Ap·point (v): to assign a job or role to someone.

Everyone has stood emotionally naked in a gymnasium and endured the indignity, nervous energy and frantic, sweaty sensation of choosing up sides. It is such a ridiculous practice, pursued by adults so that they are not forced to appoint people to teams, perhaps in doing so, creating greater balance.

And it does generate a natural inclination for those who are selected early on in the process as being preferable, to cheat and lie in order to maintain the status of their prowess.

We just love to vote in this country.

  • We can’t sit and enjoy music. We have to pit singers against each other.
  • We can’t even allow a chef to make a meal on television without having a food fight.
  • And we certainly manufacture awards for our children, to extol their macaroni and glue picture.
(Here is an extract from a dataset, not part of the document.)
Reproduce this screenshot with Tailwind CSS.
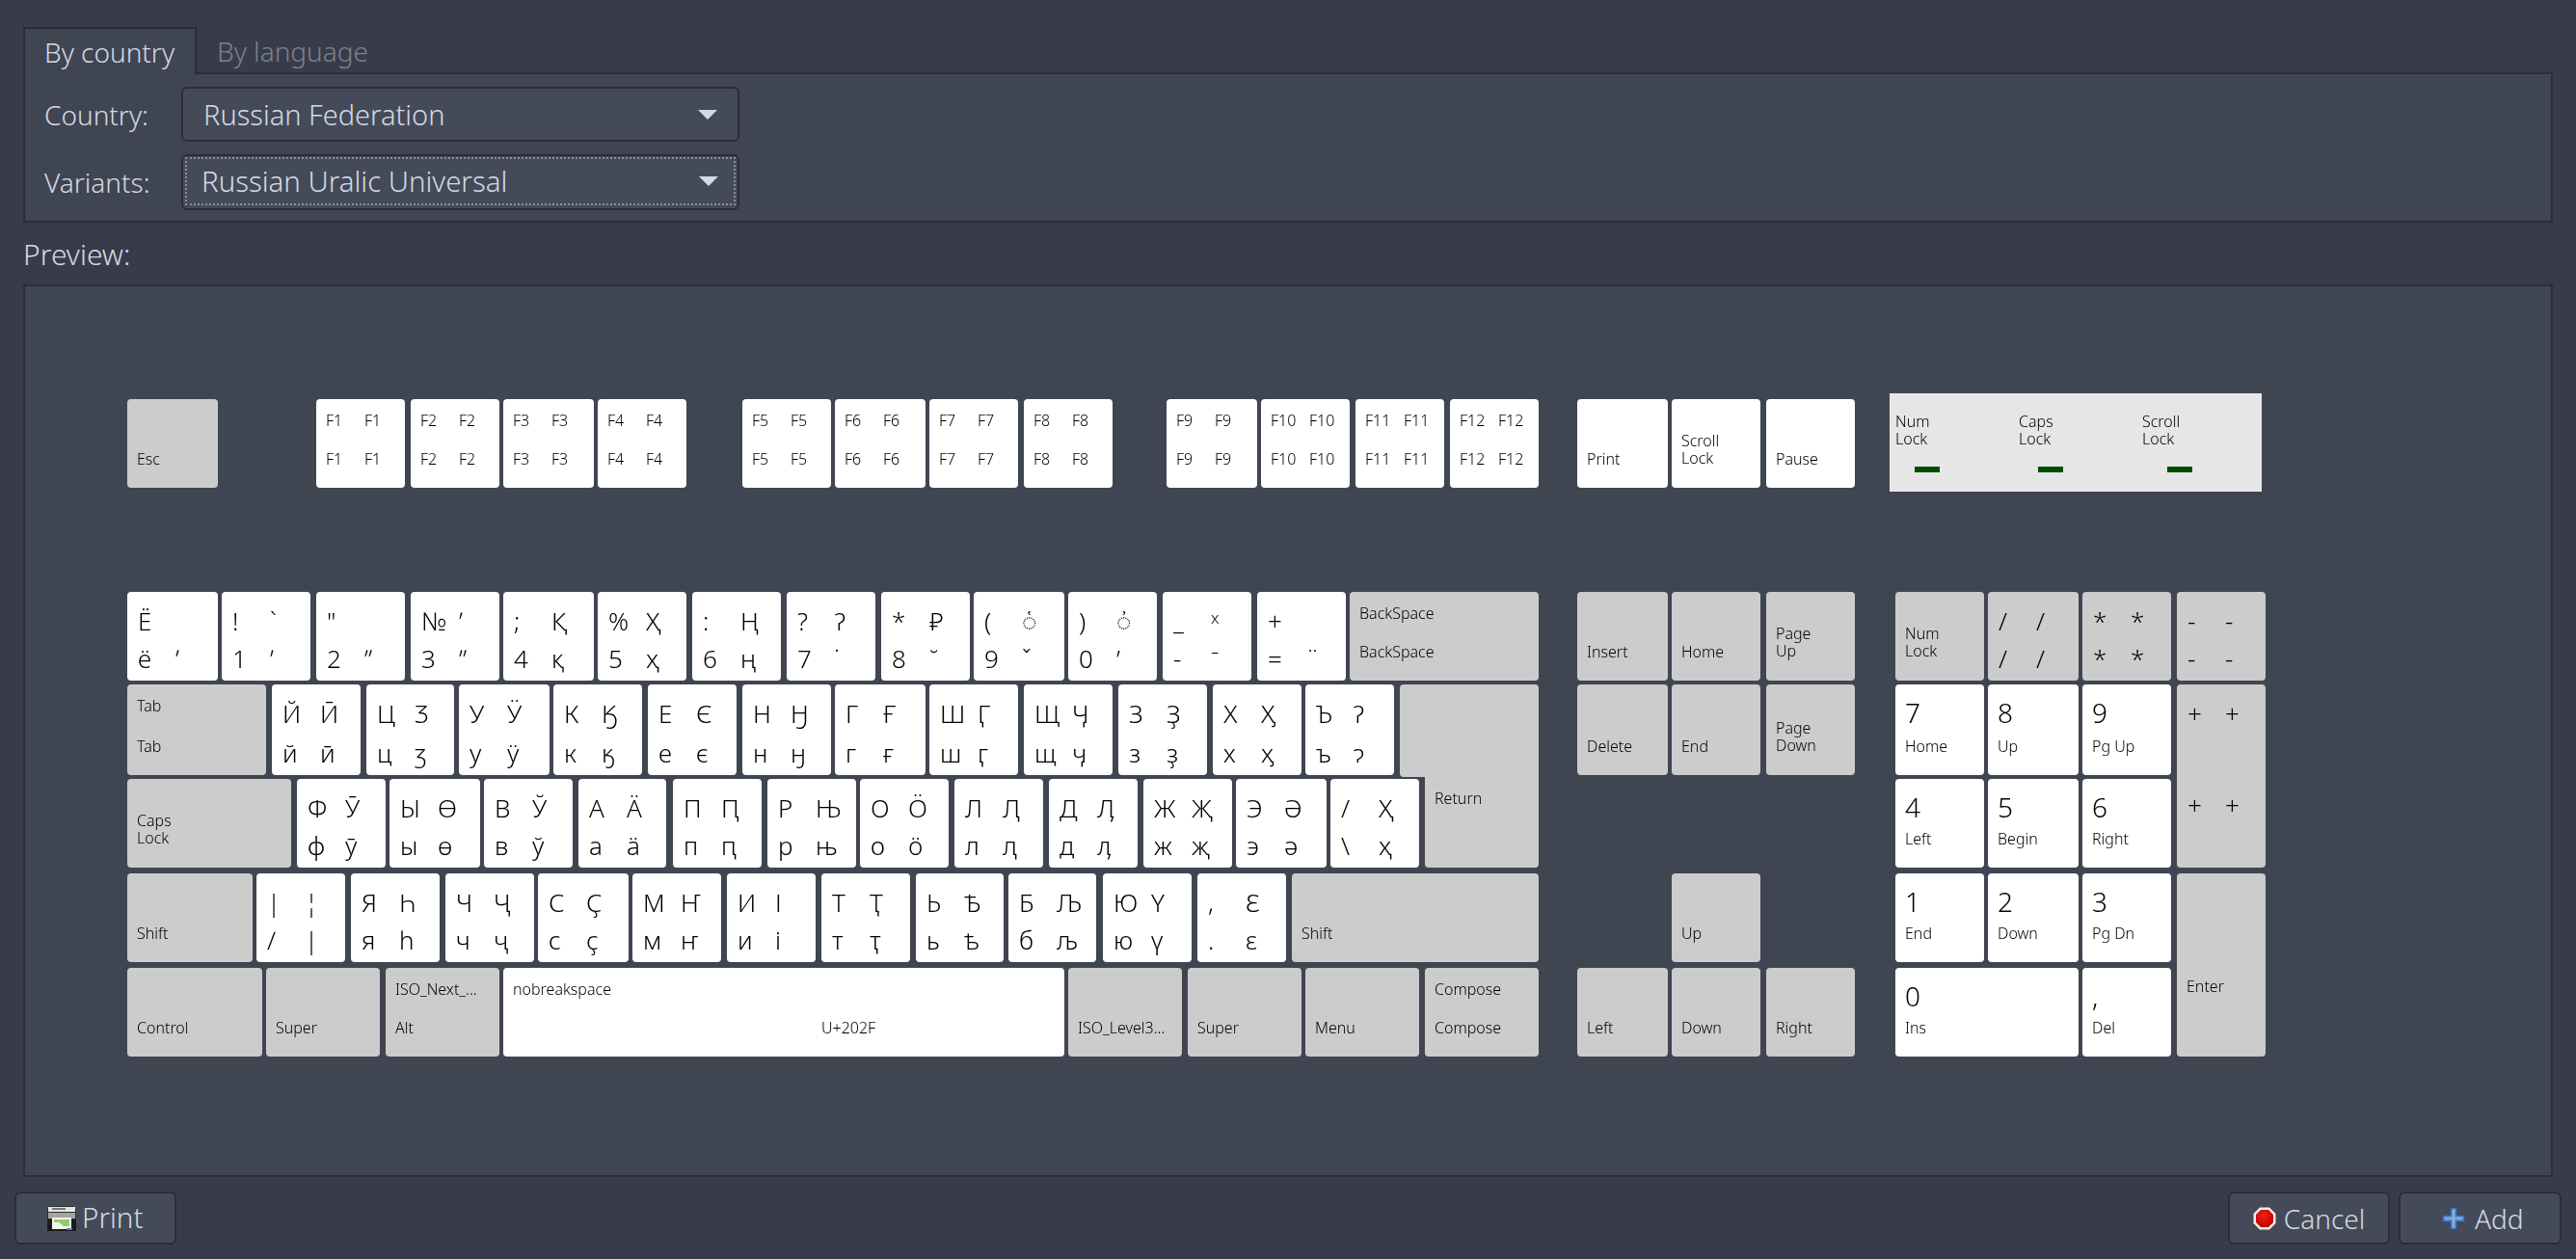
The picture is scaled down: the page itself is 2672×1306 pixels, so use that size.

Although we insist that “all men are created equal,” we privately want to be supreme.

This is why I sometimes believe it would be better to appoint a President. Maybe we would consider things like qualifications, intelligence, resolve and willingness to work with others in the process instead of just how well he fills out a suit or can devise a cute tweet.

I often wonder if I would be further along if I campaigned instead of just created.

What if I promoted myself more than projecting my ideas?

What if I insisted on being given place instead of taking the place I’ve been given, and become insistent on great notions?

I don’t trust the vote. It is debilitated by human preference, the presence of ego and the chicanery of tricksters.

The very best jobs I have seen accomplished happened when people with a mature outlook on life admitted their weaknesses and appointed the right person to the right job.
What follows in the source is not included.